AW: Possible PREEMPT_RT live-lock / priority-inversion between FUTEX_CMP_REQUEUE_PI and FUTEX_WAIT_REQUEUE_PI
From: Moritz KLAMMLER (FERCHAU)
Date: Mon Mar 23 2026 - 12:40:56 EST
Thanks for your quick and helpful response, Sebastian.
We have tried your patch and it indeed seems to solve the problem (using
the example program from my previous message as a test case). It also
certainly is more elegant than any of the other options we've considered
so far. Thank you very much. I'll report back if our system test
should find any unexpected regression in the following days.

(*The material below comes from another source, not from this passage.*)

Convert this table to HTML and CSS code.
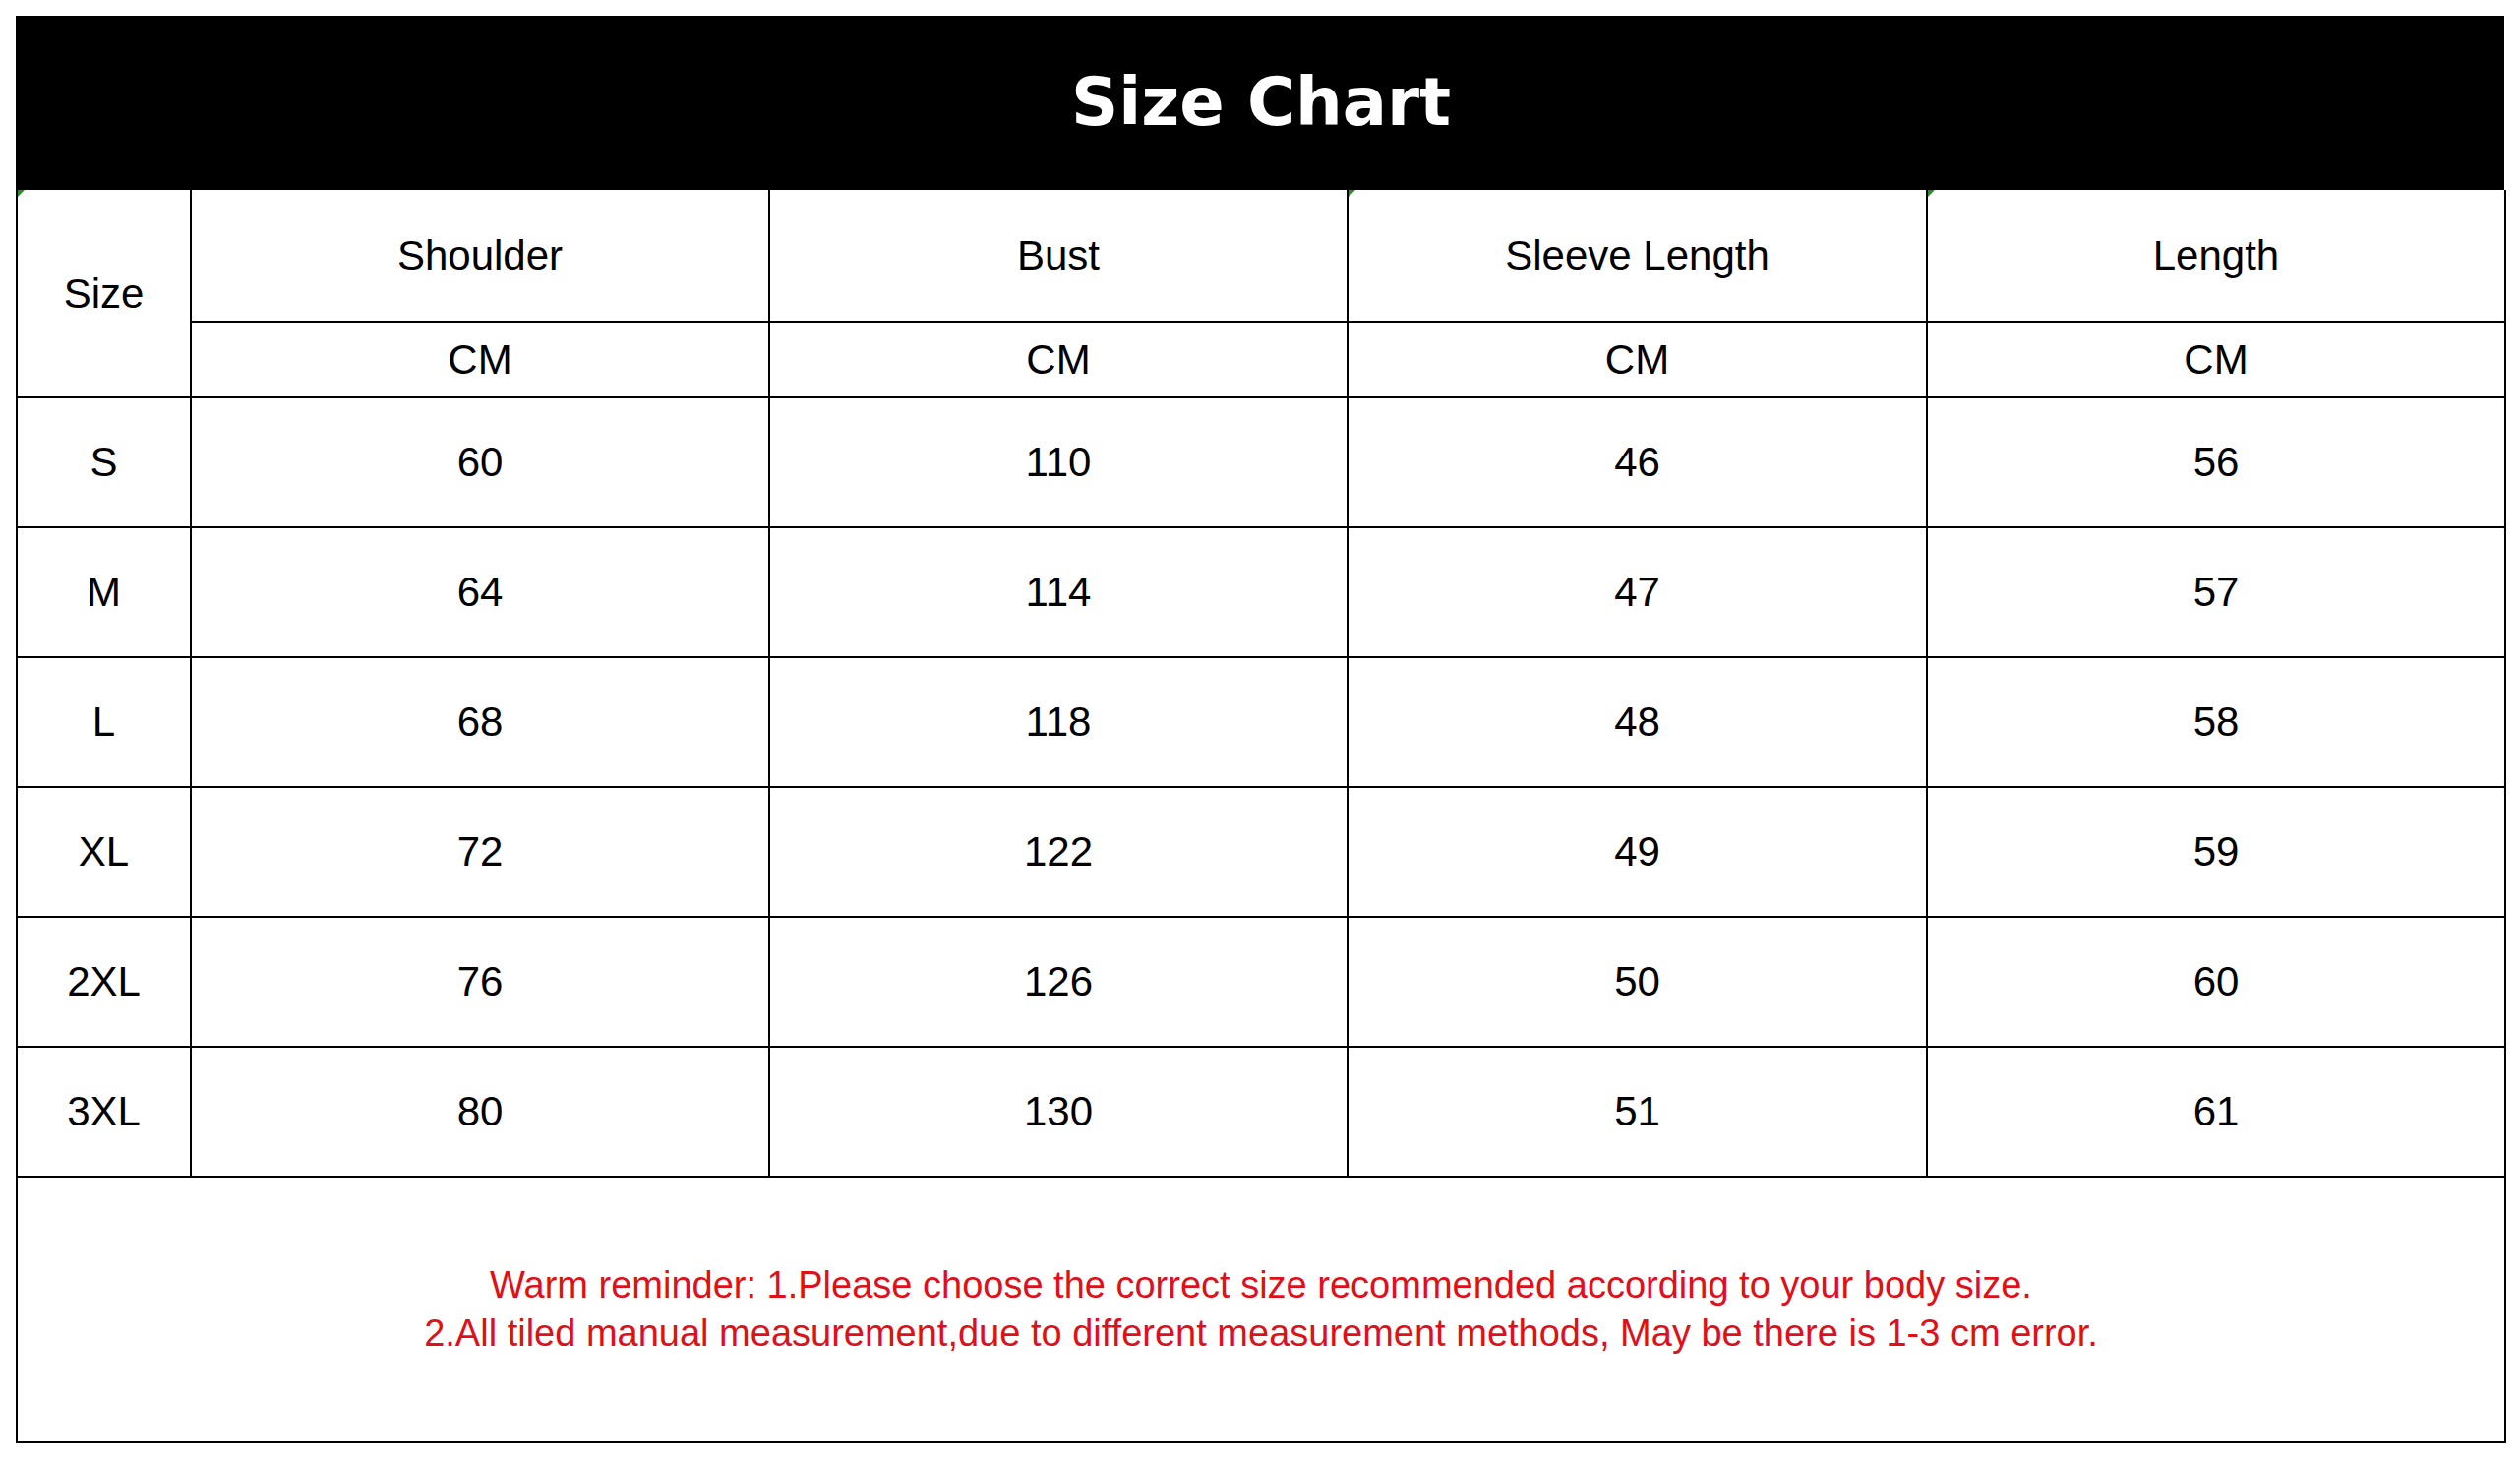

>> we're running Linux 6.6 with PREEMPT_RT on a single-core armv7l machine
> v6.6.109+?
Yes, 6.6.122 to be precise.
I've also compared the logic with newer kernel versions, but couldn't
identify any differences that seemed significant to me, with respect to
the logic in question. I have to admit that I didn't actually /run/ the
test with any newer kernels, though.
> So the syscall, that saw Q_REQUEUE_PI_IGNORE, returned and now a second
> requeue-PI is attempted?
I /think/ that it's already the first syscall seeing the
Q_REQUEUE_PI_IGNORE that gets locked up.
Please excuse some bad copy pasta in my first message where at least
once I wrote Q_REQUEUE_PI_DONE instead of Q_REQUEUE_PI_IGNORE. Sorry
for any confusion this might have caused.
________________________________________
Von: Sebastian Andrzej Siewior <bigeasy@xxxxxxxxxxxxx>
Gesendet: Montag, 23. März 2026 14:30
An: Moritz KLAMMLER (FERCHAU)
Cc: Thomas Gleixner; Peter Zijlstra; linux-rt-devel@xxxxxxxxxxxxxxx; linux-kernel@xxxxxxxxxxxxxxx
Betreff: Re: Possible PREEMPT_RT live-lock / priority-inversion between FUTEX_CMP_REQUEUE_PI and FUTEX_WAIT_REQUEUE_PI
On 2026-03-20 19:23:01 [+0000], Moritz KLAMMLER (FERCHAU) wrote:
> Hello,
Hi,
> we're running Linux 6.6 with PREEMPT_RT on a single-core armv7l machine
v6.6.109+?
> and observed our devices getting locked-up every few days. We're using
> RT/PI condition variables from librtpi [1] and determined that the RT
> (SCHED_FIFO) thread making the FUTEX_CMP_REQUEUE_PI syscall from within
> pi_cond_broadcast seems to occasionally live-lock inside the kernel.
>
> Thanks to a possibly less than ideal design decision in our system, the
> "producer" thread calling pi_cond_broadcast (i.e. doing the
> FUTEX_CMP_REQUEUE_PI) has a higher priority than the "consumer" threads
> that are waiting on the condition variable (calling pi_cond_timedwait
> which eventually makes a FUTEX_WAIT_REQUEUE_PI call). While this might
> not be ideal, I suppose that it still ought to be allowed; please
> correct me if I should be mistaken on that point.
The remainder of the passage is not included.